Perhaps I will have some more to add to this later – like if the roast was good and how the meeting went if we had it.
Till then………
Gettin’ that chill in the air
Nov 4th
Yes, today I felt that chill in the air that usually hits about a few weeks before snow flies. I don’t like to feel it as it gives me an ache in my bones and a deep desire to snuggle under something warm and not leave the house. But today I left the house anyway and journeyed my way out to where it is even more country and the breeze had even more room to blow.
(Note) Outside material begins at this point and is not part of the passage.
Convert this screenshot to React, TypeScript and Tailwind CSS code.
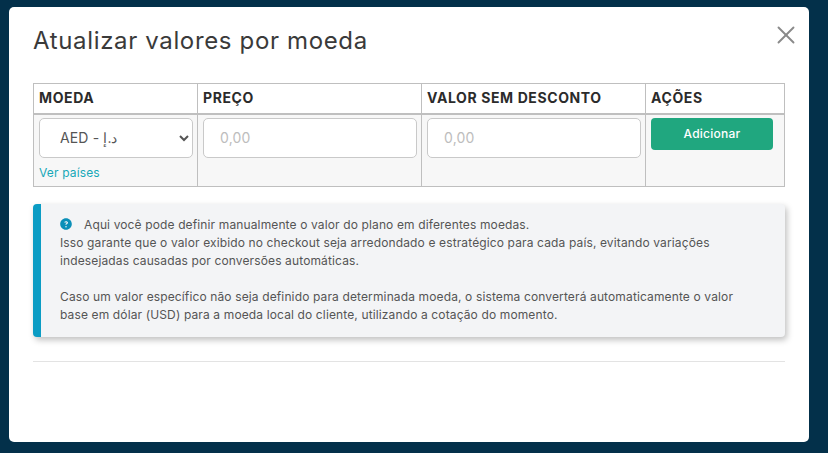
import React from 'react';
import { X } from 'lucide-react';

const font = "font-['Inter','Noto_Sans',sans-serif]";

const PriceInput: React.FC = () => (
  <input
    type="text"
    placeholder="0,00"
    className="block w-[214px] h-10 bg-white border border-[#c9c9c9] rounded-[5px] px-4 text-[14px] text-[#555] placeholder-[#bdbdbd] tracking-[0.2px]"
  />
);

const Th: React.FC<{ children: React.ReactNode; className: string }> = ({ children, className }) => (
  <th className={`h-[30px] border border-[#bfbfbf] border-b-2 px-[5px] text-left text-[14px] leading-[20px] font-bold text-[#2b2b2b] tracking-[0.6px] ${className}`}>
    {children}
  </th>
);

export default function App() {
  return (
    <div className={`h-[453px] w-[828px] overflow-hidden bg-[#03304a] pt-[7px] pl-[9px] ${font}`}>
      <div className="relative h-[435px] w-[800px] rounded-[5px] bg-white px-6 pt-[18px]">
        <h1 className="text-[24px] leading-[32px] font-normal text-[#3a3a3a] tracking-[0.65px]">Atualizar valores por moeda</h1>
        <button className="absolute right-[8px] top-[13px] text-[#8a8a8a]">
          <X size={30} strokeWidth={1.5} />
        </button>

        <table className="mt-[26px] w-[751px] table-fixed border-collapse">
          <thead>
            <tr>
              <Th className="w-[164px]">MOEDA</Th>
              <Th className="w-[224px]">PREÇO</Th>
              <Th className="w-[224px]">VALOR SEM DESCONTO</Th>
              <Th className="w-[139px]">AÇÕES</Th>
            </tr>
          </thead>
          <tbody>
            <tr className="h-[73px] bg-[#f7f7f7]">
              <td className="border border-[#bfbfbf] px-[5px] pt-[3px] pb-[5px] align-top">
                <select className="block h-10 w-[154px] rounded-[5px] border border-[#c9c9c9] bg-white pl-[16px] text-[14px] text-[#555] tracking-[0.15px]">
                  <option>AED - د.إ</option>
                </select>
                <a className="mt-[7px] block text-[12px] leading-[16px] text-[#17a8b8] tracking-[0.15px]">Ver países</a>
              </td>
              <td className="border border-[#bfbfbf] px-[5px] pt-[3px] align-top">
                <PriceInput />
              </td>
              <td className="border border-[#bfbfbf] px-[5px] pt-[3px] align-top">
                <PriceInput />
              </td>
              <td className="border border-[#bfbfbf] px-[5px] pt-[3px] align-top">
                <button className="h-8 w-[122px] rounded-[4px] bg-[#20a77f] text-[12px] font-medium text-white tracking-[0.25px]">Adicionar</button>
              </td>
            </tr>
          </tbody>
        </table>

        <div className="mt-[17px] h-[133px] w-[752px] rounded-[4px] border-l-[8px] border-[#0b9cc4] bg-[#f3f4f6] pl-[19px] pt-[12px] text-[12px] leading-[18px] text-[#555] tracking-[0.13px] shadow-[2px_3px_6px_rgba(0,0,0,0.25)] whitespace-nowrap">
          <p>
            <svg viewBox="0 0 512 512" className="mr-[12px] inline-block h-3 w-3 align-[-1px]">
              <path
                fill="#0b8fb8"
                d="M256 8C119 8 8 119 8 256s111 248 248 248 248-111 248-248S393 8 256 8zm0 392a32 32 0 1 1 0-64 32 32 0 0 1 0 64zm43-147c-14 9-19 15-19 27v6h-48v-8c0-28 16-41 33-52 14-9 23-15 23-27 0-13-13-23-30-23-19 0-31 10-41 25l-38-24c17-28 42-43 80-43 42 0 83 26 83 66 0 30-20 44-43 53z"
              />
            </svg>
            Aqui você pode definir manualmente o valor do plano em diferentes moedas.
          </p>
          <p>
            Isso garante que o valor exibido no checkout seja arredondado e estratégico para cada país, evitando variações
            <br />
            indesejadas causadas por conversões automáticas.
          </p>
          <p className="mt-[18px]">
            Caso um valor específico não seja definido para determinada moeda, o sistema converterá automaticamente o valor
            <br />
            base em dólar (USD) para a moeda local do cliente, utilizando a cotação do momento.
          </p>
        </div>

        <hr className="mt-6 w-[752px] border-t border-[#e3e3e3]" />
      </div>
    </div>
  );
}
Today I went to visit my friend Lisa. I was sharing my one stroke painting stuff with her. She seems to want to do it and work on it together, which is great. I like having some girl time. She gave me bean soup for my lunch, which I ate while she fed her granddaughter, Mya, a little red headed pipsqueak who is really struggling to talk. Poor child isn’t even 18 months old and you can just tell that she will be a little chatter box.
Tonight finds me a bit chilled and reaching for the shrug that Momma crocheted me for my birthday. It comes in handy when one is just sitting and working on the computer. Or just sitting and reading or watching TV.
Well, that is about it for my thoughts at the moment. Catch ya later.
Lazy Sunday
Nov 1st
Today we left home and took a bit of a drive up north. Right now finds us sitting at Momma & Jay’s house, our bellies full of a delicious chicken dinner and our taste buds still thinking about the awesome dessert. Soon though it will be time to head up the stairs to bed. (There is a rumor that there is that incredible omelet that Jay makes so well for breakfast)
So other than waking up at the crack of dawn to get to church, then the almost 2 hr drive to get up here – it has been a pretty lazy Sunday. Nothing like good food and being with family to make it end well.
Hopefully you were able to enjoy sun and had the nice weather that we had today. It made everything very enjoyable today.